Loading a Checkpoint¶
To load and use a saved model:
# Load the dictionary from disk
checkpoint = torch.load("checkpoints/model.pt", map_location="cpu")
# Rebuild the model architecture (empty, no weights yet)
config = checkpoint["gpt_cfg"]
model = GPT(config)
# Fill in the saved weights
model.load_state_dict(checkpoint["model_state"])
# Switch to inference mode (disables dropout)
model.eval()
It's like loading a save file in a video game: the game loads the world (architecture) and then restores your character's state (weights).
model.eval() vs model.train()¶
Two important mode switches:
model.train(): Enables dropout (randomly zeroes out ~10% of activations during training).
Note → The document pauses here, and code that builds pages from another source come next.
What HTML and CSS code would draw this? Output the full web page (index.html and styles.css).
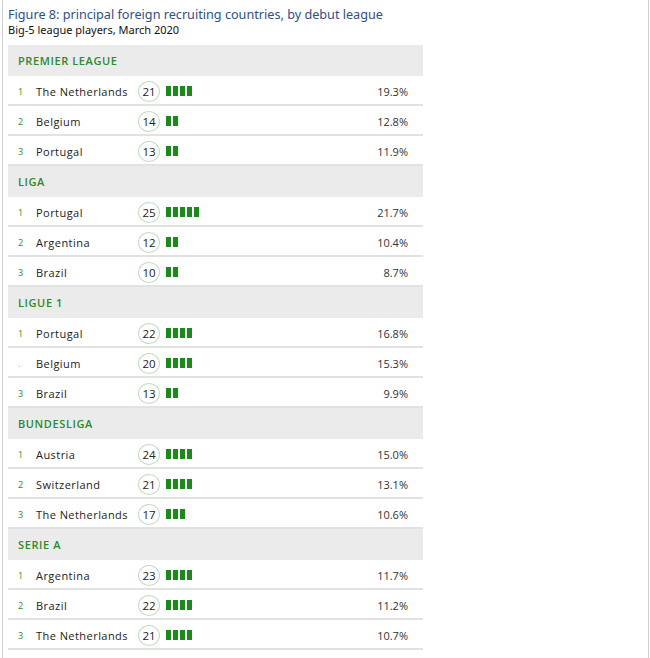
FILE: index.html
```html
<!DOCTYPE html>
<html>
<head>
<meta charset="utf-8">
<link rel="stylesheet" href="styles.css">
</head>
<body>
<div class="frame">
  <div class="title">Figure 8: principal foreign recruiting countries, by debut league</div>
  <div class="subtitle">Big-5 league players, March 2020</div>
  <div class="table">
    <div class="head">PREMIER LEAGUE</div>
    <div class="row"><span class="rank">1</span><span class="name">The Netherlands</span><span class="count">21</span><span class="bars"><i></i><i></i><i></i><i></i></span><span class="pct">19.3%</span></div>
    <div class="row"><span class="rank">2</span><span class="name">Belgium</span><span class="count">14</span><span class="bars"><i></i><i></i></span><span class="pct">12.8%</span></div>
    <div class="row"><span class="rank">3</span><span class="name">Portugal</span><span class="count">13</span><span class="bars"><i></i><i></i></span><span class="pct">11.9%</span></div>

    <div class="head">LIGA</div>
    <div class="row"><span class="rank">1</span><span class="name">Portugal</span><span class="count">25</span><span class="bars"><i></i><i></i><i></i><i></i><i></i></span><span class="pct">21.7%</span></div>
    <div class="row"><span class="rank">2</span><span class="name">Argentina</span><span class="count">12</span><span class="bars"><i></i><i></i></span><span class="pct">10.4%</span></div>
    <div class="row"><span class="rank">3</span><span class="name">Brazil</span><span class="count">10</span><span class="bars"><i></i><i></i></span><span class="pct">8.7%</span></div>

    <div class="head">LIGUE 1</div>
    <div class="row"><span class="rank">1</span><span class="name">Portugal</span><span class="count">22</span><span class="bars"><i></i><i></i><i></i><i></i></span><span class="pct">16.8%</span></div>
    <div class="row"><span class="rank dim">.</span><span class="name">Belgium</span><span class="count">20</span><span class="bars"><i></i><i></i><i></i><i></i></span><span class="pct">15.3%</span></div>
    <div class="row"><span class="rank">3</span><span class="name">Brazil</span><span class="count">13</span><span class="bars"><i></i><i></i></span><span class="pct">9.9%</span></div>

    <div class="head">BUNDESLIGA</div>
    <div class="row"><span class="rank">1</span><span class="name">Austria</span><span class="count">24</span><span class="bars"><i></i><i></i><i></i><i></i></span><span class="pct">15.0%</span></div>
    <div class="row"><span class="rank">2</span><span class="name">Switzerland</span><span class="count">21</span><span class="bars"><i></i><i></i><i></i><i></i></span><span class="pct">13.1%</span></div>
    <div class="row"><span class="rank">3</span><span class="name">The Netherlands</span><span class="count">17</span><span class="bars"><i></i><i></i><i></i></span><span class="pct">10.6%</span></div>

    <div class="head">SERIE A</div>
    <div class="row"><span class="rank">1</span><span class="name">Argentina</span><span class="count">23</span><span class="bars"><i></i><i></i><i></i><i></i></span><span class="pct">11.7%</span></div>
    <div class="row"><span class="rank">2</span><span class="name">Brazil</span><span class="count">22</span><span class="bars"><i></i><i></i><i></i><i></i></span><span class="pct">11.2%</span></div>
    <div class="row"><span class="rank">3</span><span class="name">The Netherlands</span><span class="count">21</span><span class="bars"><i></i><i></i><i></i><i></i></span><span class="pct">10.7%</span></div>
  </div>
</div>
</body>
</html>
```
FILE: styles.css
```css
html, body {
  margin: 0;
  padding: 0;
  background: #fff;
}
.frame {
  margin: 0 1px 0 2px;
  border-left: 1px solid #cfcfcf;
  border-right: 1px solid #cfcfcf;
  height: 658px;
  box-sizing: border-box;
  padding: 6px 0 0 5px;
  font-family: "Open Sans", "Noto Sans", sans-serif;
}
.title {
  font-family: "Noto Sans", sans-serif;
  font-size: 12.65px;
  line-height: 17px;
  color: #2f4f86;
}
.subtitle {
  font-family: "Noto Sans", sans-serif;
  font-size: 11px;
  line-height: 13px;
  color: #111;
}
.table {
  margin-top: 9px;
  width: 415px;
}
.head {
  height: 31px;
  box-sizing: border-box;
  background: #ebebeb;
  color: #2d8a2d;
  font-weight: 600;
  font-size: 11px;
  letter-spacing: 0.6px;
  display: flex;
  align-items: center;
  padding-left: 10px;
}
.row {
  height: 30px;
  box-sizing: border-box;
  border-bottom: 2px solid #e2e2e2;
  padding-top: 2px;
  display: flex;
  align-items: center;
  font-size: 11px;
  color: #222;
}
.rank {
  width: 9px;
  margin-left: 10px;
  font-size: 9px;
  color: #2d8a2d;
}
.rank.dim { color: #999; }
.name {
  width: 102px;
  margin-left: 9px;
  letter-spacing: 0.45px;
}
.count {
  width: 22px;
  height: 21px;
  box-sizing: border-box;
  border: 1.5px solid #c5dcc5;
  border-radius: 50%;
  display: flex;
  align-items: center;
  justify-content: center;
  font-size: 11.5px;
  color: #222;
}
.bars {
  display: flex;
  gap: 2px;
  margin-left: 6px;
  flex: 1;
}
.bars i {
  display: block;
  width: 5px;
  height: 10px;
  background: #1a8a1a;
}
.pct {
  width: 60px;
  text-align: right;
  padding-right: 15px;
  color: #333;
}
```
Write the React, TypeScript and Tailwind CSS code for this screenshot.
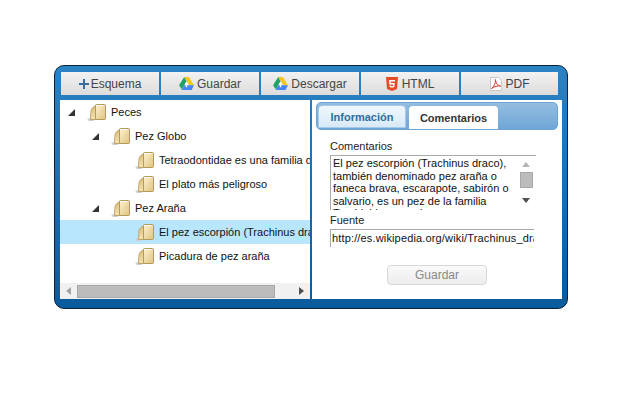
import React from "react";

const Folder = () => (
  <svg width="22" height="20" viewBox="0 0 22 20" className="shrink-0">
    <defs>
      <linearGradient id="fg" x1="0" y1="0" x2="1" y2="1">
        <stop offset="0" stopColor="#fdf3d2" />
        <stop offset="1" stopColor="#dfc27e" />
      </linearGradient>
      <linearGradient id="fl" x1="0" y1="0" x2="0" y2="1">
        <stop offset="0" stopColor="#dcbf7c" />
        <stop offset="1" stopColor="#f5e4b4" />
      </linearGradient>
    </defs>
    <ellipse cx="4" cy="17.5" rx="3.5" ry="1.5" fill="#cfcfcf" />
    <path d="M3.5 17.5 L4 9 Q4.5 6 6.5 5 L8.5 4 L8.5 17.5 Z" fill="url(#fl)" stroke="#bfa566" strokeWidth="1" />
    <path d="M8.5 3.5 Q8.5 2.5 9.5 2.5 L17.5 2.5 Q18.5 2.5 18.5 3.5 L18.5 16.5 Q18.5 17.5 17.5 17.5 L8.5 17.5 Z" fill="url(#fg)" stroke="#b69a5c" strokeWidth="1" />
    <path d="M9.5 3.5 L16 3.5" stroke="#fff" strokeWidth="1" />
  </svg>
);

const Caret = () => (
  <svg width="7" height="7" viewBox="0 0 7 7" className="shrink-0">
    <path d="M7 0 L7 7 L0 7 Z" fill="#333" />
  </svg>
);

const Plus = () => (
  <svg width="10" height="10" viewBox="0 0 10 10" className="shrink-0">
    <path d="M4 0 H6 V4 H10 V6 H6 V10 H4 V6 H0 V4 H4 Z" fill="#3c6a9c" />
  </svg>
);

const Drive = () => (
  <svg width="15" height="13" viewBox="0 0 16 14" className="shrink-0">
    <path d="M5.5 0 L10.5 0 L16 9 L11 9 Z" fill="#f6c51b" />
    <path d="M5.5 0 L8 4.5 L3 13.5 L0 9 Z" fill="#1fa463" />
    <path d="M3 14 L5.5 9 L16 9 L13.5 14 Z" fill="#4285f4" />
    <path d="M8 5 L10 8 L8.8 8 L8.8 11 L7.2 11 L7.2 8 L6 8 Z" fill="#fff" />
  </svg>
);

const Html5 = () => (
  <svg width="12" height="14" viewBox="0 0 12 14" className="shrink-0">
    <path d="M0 0 L12 0 L11 12 L6 14 L1 12 Z" fill="#e44d26" />
    <path d="M3 3 L9 3 L8.8 4.6 L4.7 4.6 L4.8 6 L8.7 6 L8.3 10 L6 10.8 L3.7 10 L3.6 8.4 L5 8.4 L5.1 9 L6 9.4 L7 9 L7.1 7.5 L3.3 7.5 Z" fill="#fff" />
  </svg>
);

const Pdf = () => (
  <svg width="12" height="14" viewBox="0 0 12 14" className="shrink-0">
    <path d="M0.5 0.5 L8.5 0.5 L11.5 3.5 L11.5 13.5 L0.5 13.5 Z" fill="#fff" stroke="#c9c9c9" />
    <path d="M1.5 11.5 C4 10 6 5 5.5 2.5 C5.5 6 8 9 10.5 9 C8 8.6 4 9.5 1.5 11.5 Z" fill="none" stroke="#d8392b" strokeWidth="1" />
  </svg>
);

const TB = ({ icon, label, w, gap }: { icon: React.ReactNode; label: string; w: string; gap: string }) => (
  <div className={`${w} ${gap} h-[23px] flex items-center justify-center bg-gradient-to-b from-[#f2f2f2] to-[#dcdcdc] text-[#444] text-[12px] leading-none`}>
    {icon}
    <span>{label}</span>
  </div>
);

const Row = ({ indent, caret, label, selected }: { indent: string; caret?: boolean; label: string; selected?: boolean }) => (
  <div className={`h-6 flex items-center whitespace-nowrap text-[11px] text-[#111] ${indent} ${selected ? "bg-[#b8e6fd]" : ""}`}>
    <div className="w-[19px] shrink-0 flex items-center">{caret && <Caret />}</div>
    <Folder />
    <span className="ml-[2px]">{label}</span>
  </div>
);

export default function App() {
  return (
    <div className="w-[640px] h-[400px] bg-white pt-[65px] pl-[54px] font-['Liberation_Sans',Arial,sans-serif]">
      <div className="w-[514px] h-[244px] rounded-[10px] border border-[#0c2238] bg-gradient-to-b from-[#2a83c4] to-[#0a5a9e] pt-[6px] pl-[5px] flex flex-col">
        <div className="flex pl-px gap-[2px]">
          <TB w="w-[98px]" gap="gap-[2px]" label="Esquema" icon={<Plus />} />
          <TB w="w-[98px]" gap="gap-[3px]" label="Guardar" icon={<Drive />} />
          <TB w="w-[98px]" gap="gap-[3px]" label="Descargar" icon={<Drive />} />
          <TB w="w-[98px]" gap="gap-[4px]" label="HTML" icon={<Html5 />} />
          <TB w="w-[97px]" gap="gap-[4px]" label="PDF" icon={<Pdf />} />
        </div>
        <div className="flex mt-[5px] h-[199px] gap-[2px]">
          <div className="w-[250px] bg-white flex flex-col overflow-hidden">
            <div className="flex-1 overflow-hidden">
              <Row indent="pl-[8px]" caret label="Peces" />
              <Row indent="pl-[32px]" caret label="Pez Globo" />
              <Row indent="pl-[56px]" label="Tetraodontidae es una familia de peces" />
              <Row indent="pl-[56px]" label="El plato más peligroso" />
              <Row indent="pl-[32px]" caret label="Pez Araña" />
              <Row indent="pl-[56px]" selected label="El pez escorpión (Trachinus draco), también" />
              <Row indent="pl-[56px]" label="Picadura de pez araña" />
            </div>
            <div className="h-4 bg-[#f1f1f1] flex items-center">
              <div className="w-[17px] flex justify-center">
                <svg width="5" height="8" viewBox="0 0 5 8"><path d="M5 0 L5 8 L0 4 Z" fill="#a3a3a3" /></svg>
              </div>
              <div className="w-[198px] h-[13px] bg-[#bcbcbc] border border-[#a8a8a8]" />
              <div className="flex-1 flex justify-end pr-[6px]">
                <svg width="5" height="8" viewBox="0 0 5 8"><path d="M0 0 L0 8 L5 4 Z" fill="#505050" /></svg>
              </div>
            </div>
          </div>
          <div className="w-[250px] bg-white pt-[2px] pl-[4px]">
            <div className="w-[242px] h-[28px] rounded-[5px] border border-[#6aa5d6] bg-gradient-to-b from-[#93bde0] to-[#6fa6d6] flex items-end pl-px gap-[3px]">
              <div className="w-[88px] h-[23px] mb-px pt-[2px] rounded-t-[4px] border border-[#a5c9e8] bg-gradient-to-b from-[#f0f7fd] to-[#d8e9f7] flex items-center justify-center text-[11px] font-bold text-[#2e6e9e]">Información</div>
              <div className="w-[89px] h-[23px] pt-[2px] rounded-t-[4px] bg-white flex items-center justify-center text-[11px] font-bold text-[#333]">Comentarios</div>
            </div>
            <div className="pl-[14px] text-[11px] text-[#222]">
              <div className="mt-[10px] leading-[13px]">Comentarios</div>
              <div className="mt-[2px] w-[206px] h-[55px] border-t border-l border-[#aaa] flex overflow-hidden">
                <div className="flex-1 pl-[2px] pt-[1px] leading-[12.6px] text-[#111] overflow-hidden">
                  El pez escorpión (Trachinus draco), también denominado pez araña o faneca brava, escarapote, sabirón o salvario, es un pez de la familia Trachinidae que vive en zonas costeras
                </div>
                <div className="w-[18px] shrink-0 pr-[2px] flex flex-col items-center">
                  <svg width="8" height="5" viewBox="0 0 8 5" className="mt-[6px]"><path d="M4 0 L8 5 L0 5 Z" fill="#b5b5b5" /></svg>
                  <div className="w-[13px] h-[16px] mt-[5px] bg-[#bcbcbc] border border-[#a8a8a8]" />
                  <svg width="8" height="5" viewBox="0 0 8 5" className="mt-[10px]"><path d="M0 0 L8 0 L4 5 Z" fill="#505050" /></svg>
                </div>
              </div>
              <div className="mt-[4px] leading-[13px]">Fuente</div>
              <div className="mt-[2px] w-[204px] h-[18px] border-t border-l border-[#aaa] pl-px flex items-center whitespace-nowrap overflow-hidden text-[#111] tracking-[0.15px]">
                http://es.wikipedia.org/wiki/Trachinus_draco
              </div>
              <div className="mt-[18px] ml-[57px] w-[100px] h-[20px] rounded-[4px] border border-[#d8d8d8] bg-gradient-to-b from-[#fafafa] to-[#ececec] flex items-center justify-center text-[12px] leading-none pb-px text-[#888]">Guardar</div>
            </div>
          </div>
        </div>
      </div>
    </div>
  );
}
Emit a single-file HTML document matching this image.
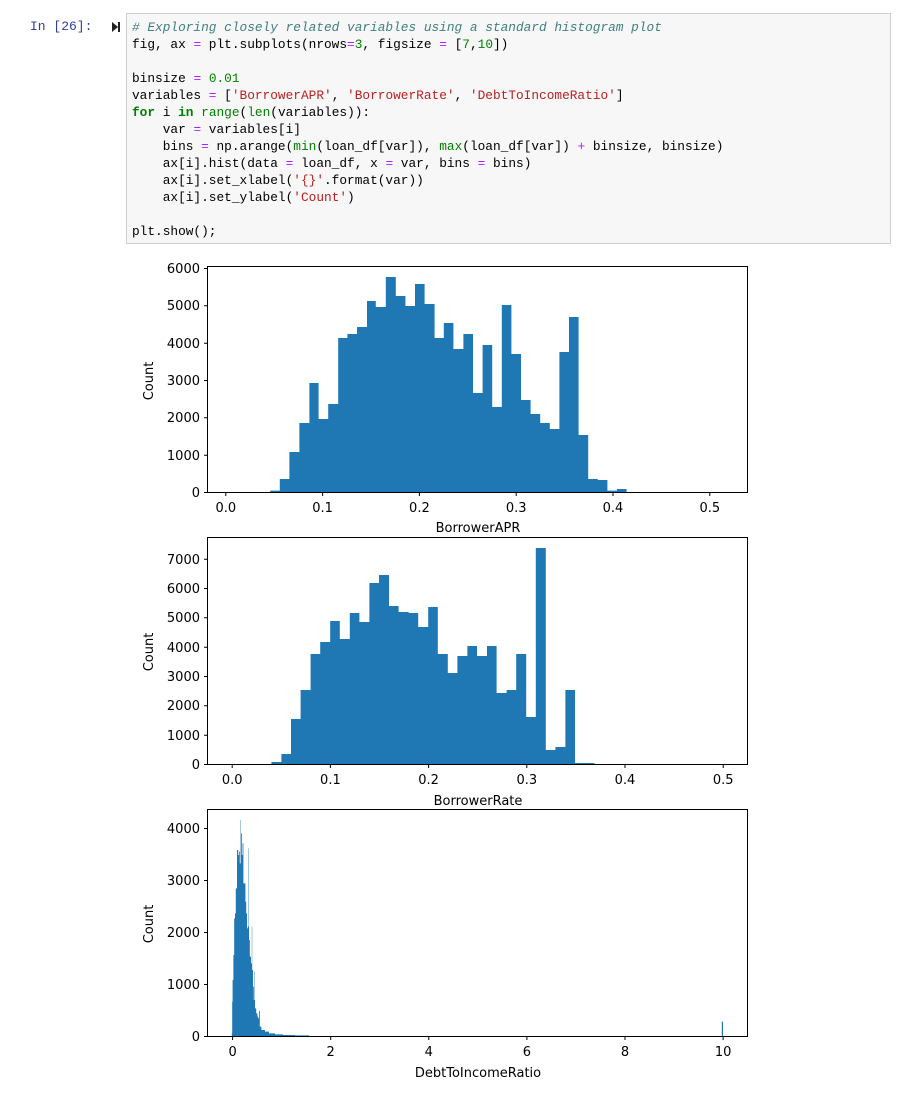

During each forward pass, random neurons get switched off. This forces the model to not rely on any specific neuron always being present - if neuron 42 might disappear, the model has to distribute knowledge across many neurons. This makes the learned features more robust and helps prevent overfitting. Dropout is on by default.
model.eval(): Disables dropout. All neurons are active. Use this when generating text or evaluating - you want deterministic, full-power outputs.
You can see both in the training loop from Chapter 12: model.eval() before computing validation loss, model.train() after.
Always switch to eval() mode before generation!
Resume Training (Optional)¶
You can also resume training from a checkpoint:
checkpoint = torch.load("checkpoints/model.pt")
model.load_state_dict(checkpoint["model_state"])
start_step = checkpoint["step"]
# continue training from start_step...
For a 3000-step run, this usually isn't needed. But for longer runs on larger models, it's essential.
Code¶
File:
src/ch13_checkpoint.pyRun it:python src/ch13_checkpoint.py
This file: 1. Checks if a checkpoint exists (creates a dummy one if not) 2. Loads the checkpoint 3. Rebuilds the model 4. Verifies it works with a forward pass 5. Reports the file size
Key Takeaways¶
- A checkpoint = the model's learned weights + metadata, saved to disk.
torch.save()saves;torch.load()+model.load_state_dict()restores.- Always call
model.eval()before generating text. - Our checkpoint is ~4 MB, tiny!
- Checkpoints let you use a trained model without retraining.